News / Africa

Sierra Leone's Hydro-Power Dam Lighting Up Freetown

Sierra Leone's Bumbuna dam
Sierra Leone's Bumbuna dam

Multimedia

Fid Thompson

Sierra Leone's first hydro-power dam, almost 40 years in the making, was switched on in November 2009. It now produces 50 megawatts of electricity, sending regular power to most parts of the capital, Freetown. But transmission networks damaged during the country's civil war are so dilapidated that the capital can only absorb half of the dam's energy.

Nestled in the Sula Mountains in central Sierra Leone, the Bumbuna dam holds back 428 million cubic meters of water. Pressure from the dammed Seli river powers two massive turbines that provide a regular supply of electricity for the first time in the country's history.

Bockarie Vandi is one of the first Sierra Leonean mechanical engineers to work on the dam project. He says the dam at full capacity can actually produce twice the amount of electricity that Freetown's dilapidated networks can currently handle.

"At the moment our total capacity is 50 megawatts," said Bockarie Vandi. "But it is determined on the output that we give Freetown to take. If Freetown wants 20, we can give them 20. If they want 50 we can give them 50 - it depends on their network distribution. But for now we are giving them an average load of 27 megawatts at peak."

Much of Freetown's electricity infrastructure was destroyed during the country's decade-long civil war.

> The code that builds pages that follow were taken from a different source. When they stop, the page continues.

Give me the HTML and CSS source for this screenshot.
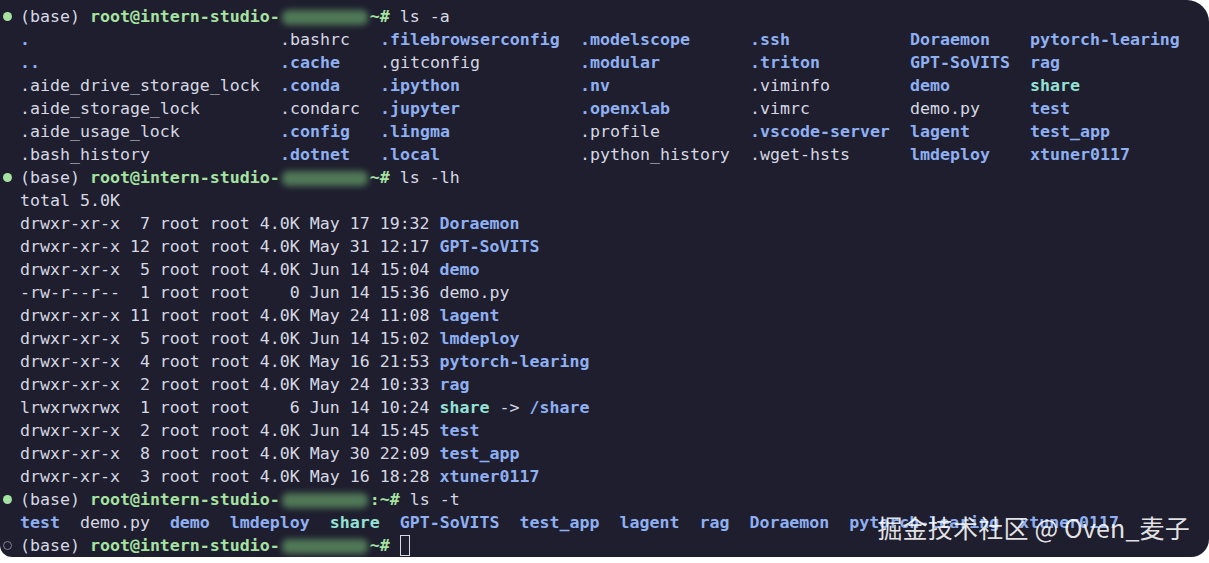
FILE: index.html
```html
<!DOCTYPE html>
<html>
<head>
<meta charset="utf-8">
<link rel="stylesheet" href="styles.css">
</head>
<body>
<div class="term">
<div class="ln"><span class="mk dot"></span>(base) <b class="g">root@intern-studio-</b><span class="blur"></span><b class="g">~#</b> ls -a</div>
<div class="ln"><span class="c c26 b">.</span><span class="c c10">.bashrc</span><span class="c c20 b">.filebrowserconfig</span><span class="c c17 b">.modelscope</span><span class="c c16 b">.ssh</span><span class="c c12 b">Doraemon</span><span class="b">pytorch-learing</span></div>
<div class="ln"><span class="c c26 b">..</span><span class="c c10 b">.cache</span><span class="c c20">.gitconfig</span><span class="c c17 b">.modular</span><span class="c c16 b">.triton</span><span class="c c12 b">GPT-SoVITS</span><span class="b">rag</span></div>
<div class="ln"><span class="c c26">.aide_drive_storage_lock</span><span class="c c10 b">.conda</span><span class="c c20 b">.ipython</span><span class="c c17 b">.nv</span><span class="c c16">.viminfo</span><span class="c c12 b">demo</span><span class="t">share</span></div>
<div class="ln"><span class="c c26">.aide_storage_lock</span><span class="c c10">.condarc</span><span class="c c20 b">.jupyter</span><span class="c c17 b">.openxlab</span><span class="c c16">.vimrc</span><span class="c c12">demo.py</span><span class="b">test</span></div>
<div class="ln"><span class="c c26">.aide_usage_lock</span><span class="c c10 b">.config</span><span class="c c20 b">.lingma</span><span class="c c17">.profile</span><span class="c c16 b">.vscode-server</span><span class="c c12 b">lagent</span><span class="b">test_app</span></div>
<div class="ln"><span class="c c26">.bash_history</span><span class="c c10 b">.dotnet</span><span class="c c20 b">.local</span><span class="c c17">.python_history</span><span class="c c16">.wget-hsts</span><span class="c c12 b">lmdeploy</span><span class="b">xtuner0117</span></div>
<div class="ln"><span class="mk dot"></span>(base) <b class="g">root@intern-studio-</b><span class="blur"></span><b class="g">~#</b> ls -lh</div>
<div class="ln">total 5.0K</div>
<div class="ln">drwxr-xr-x  7 root root 4.0K May 17 19:32 <span class="b">Doraemon</span></div>
<div class="ln">drwxr-xr-x 12 root root 4.0K May 31 12:17 <span class="b">GPT-SoVITS</span></div>
<div class="ln">drwxr-xr-x  5 root root 4.0K Jun 14 15:04 <span class="b">demo</span></div>
<div class="ln">-rw-r--r--  1 root root    0 Jun 14 15:36 demo.py</div>
<div class="ln">drwxr-xr-x 11 root root 4.0K May 24 11:08 <span class="b">lagent</span></div>
<div class="ln">drwxr-xr-x  5 root root 4.0K Jun 14 15:02 <span class="b">lmdeploy</span></div>
<div class="ln">drwxr-xr-x  4 root root 4.0K May 16 21:53 <span class="b">pytorch-learing</span></div>
<div class="ln">drwxr-xr-x  2 root root 4.0K May 24 10:33 <span class="b">rag</span></div>
<div class="ln">lrwxrwxrwx  1 root root    6 Jun 14 10:24 <span class="t">share</span> -&gt; <span class="b">/share</span></div>
<div class="ln">drwxr-xr-x  2 root root 4.0K Jun 14 15:45 <span class="b">test</span></div>
<div class="ln">drwxr-xr-x  8 root root 4.0K May 30 22:09 <span class="b">test_app</span></div>
<div class="ln">drwxr-xr-x  3 root root 4.0K May 16 18:28 <span class="b">xtuner0117</span></div>
<div class="ln"><span class="mk dot"></span>(base) <b class="g">root@intern-studio-</b><span class="blur"></span><b class="g">:~#</b> ls -t</div>
<div class="ln"><span class="b">test</span>  demo.py  <span class="b">demo</span>  <span class="b">lmdeploy</span>  <span class="t">share</span>  <span class="b">GPT-SoVITS</span>  <span class="b">test_app</span>  <span class="b">lagent</span>  <span class="b">rag</span>  <span class="b">Doraemon</span>  <span class="b">pytorch-learing</span>  <span class="b">xtuner0117</span></div>
<div class="ln"><span class="mk ring"></span>(base) <b class="g">root@intern-studio-</b><span class="blur"></span><b class="g">~#</b> <span class="cursor"></span></div>
<div class="wm">掘金技术社区 @ Oven_麦子</div>
</div>
</body>
</html>
```
FILE: styles.css
```css
html, body {
  margin: 0;
  padding: 0;
  background: #ffffff;
}
.term {
  position: relative;
  width: 1209px;
  height: 557px;
  box-sizing: border-box;
  background: #1e1e2e;
  border-radius: 0 22px 18px 12px;
  padding: 5px 0 0 20px;
  font-family: "DejaVu Sans Mono", "Liberation Mono", monospace;
  font-size: 16.6px;
  color: #d6d8e4;
  overflow: hidden;
}
.ln {
  height: 23px;
  line-height: 23px;
  white-space: pre;
}
.mk {
  display: inline-block;
  vertical-align: top;
  margin-left: -20px;
  width: 20px;
  position: relative;
  height: 23px;
}
.dot::before, .ring::before {
  content: "";
  position: absolute;
  left: 3px;
  top: 7px;
  width: 9px;
  height: 9px;
  border-radius: 50%;
  box-sizing: border-box;
}
.dot::before { background: #a6e3a1; }
.ring::before { border: 1.5px solid #7f8296; }
.g { color: #a6e3a1; font-weight: bold; }
.b { color: #8fb0f2; font-weight: bold; }
.t { color: #94e2d5; font-weight: bold; }
.c { display: inline-block; vertical-align: top; }
.c26 { width: 260px; }
.c10 { width: 100px; }
.c20 { width: 200px; }
.c17 { width: 170px; }
.c16 { width: 160px; }
.c12 { width: 120px; }
.blur {
  display: inline-block;
  vertical-align: middle;
  width: 86px;
  height: 15px;
  margin: 0 2px;
  background: #5d8f62;
  border-radius: 6px;
  filter: blur(3px);
  opacity: 0.8;
}
.cursor {
  display: inline-block;
  vertical-align: top;
  margin-top: 1px;
  width: 10px;
  height: 21px;
  box-sizing: border-box;
  border: 1px solid #d6d8e4;
}
.wm {
  position: absolute;
  right: 19px;
  bottom: 12px;
  font-family: "Noto Sans CJK SC", "Noto Sans", sans-serif;
  font-size: 25px;
  color: rgba(255, 255, 255, 0.88);
  letter-spacing: 0.2px;
  white-space: pre;
}
```
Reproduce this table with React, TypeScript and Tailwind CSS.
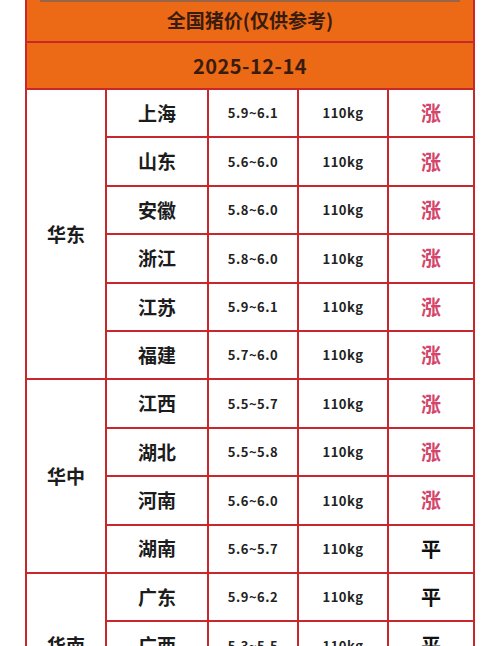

Old distribution networks have not been maintained.

The National Power Authority says it is working to restore power to areas where old networks have failed and extend the grid to the rapidly expanding neighborhoods to the east of Freetown.

Generators still grumble a few times a week across Freetown. Even so, residents and businesspeople here say the hydro-power has changed life dramatically.

Akimatu Turay runs a streetside stall selling biscuits, sweets, and cigarettes under a large multicolored umbrella. Two bare bulbs strung from a nearby building light up his wares. For 25 cents, he will charge your mobile phone.  

Turay says since the powerplant was switched on, he has seen many changes. Business is much better. In the past, he says, when there was very little light, he had to use a generator which cost him a lot of money. The lights still go off every now and again, but the money he saves on diesel, he says, he invests into his business.

Turay says his two lightbulbs are essential for attracting customers. And with an average income of $7 a day just from charging mobile phones, he is pleased with the new power.

Before Bumbuna, the country functioned on an emergency power plan costing $2 million a month to fuel diesel generators that produced only enough power to cover essential services. There is no national power grid in Sierra Leone leaving about 5 million people outside the capital to rely on costly generators.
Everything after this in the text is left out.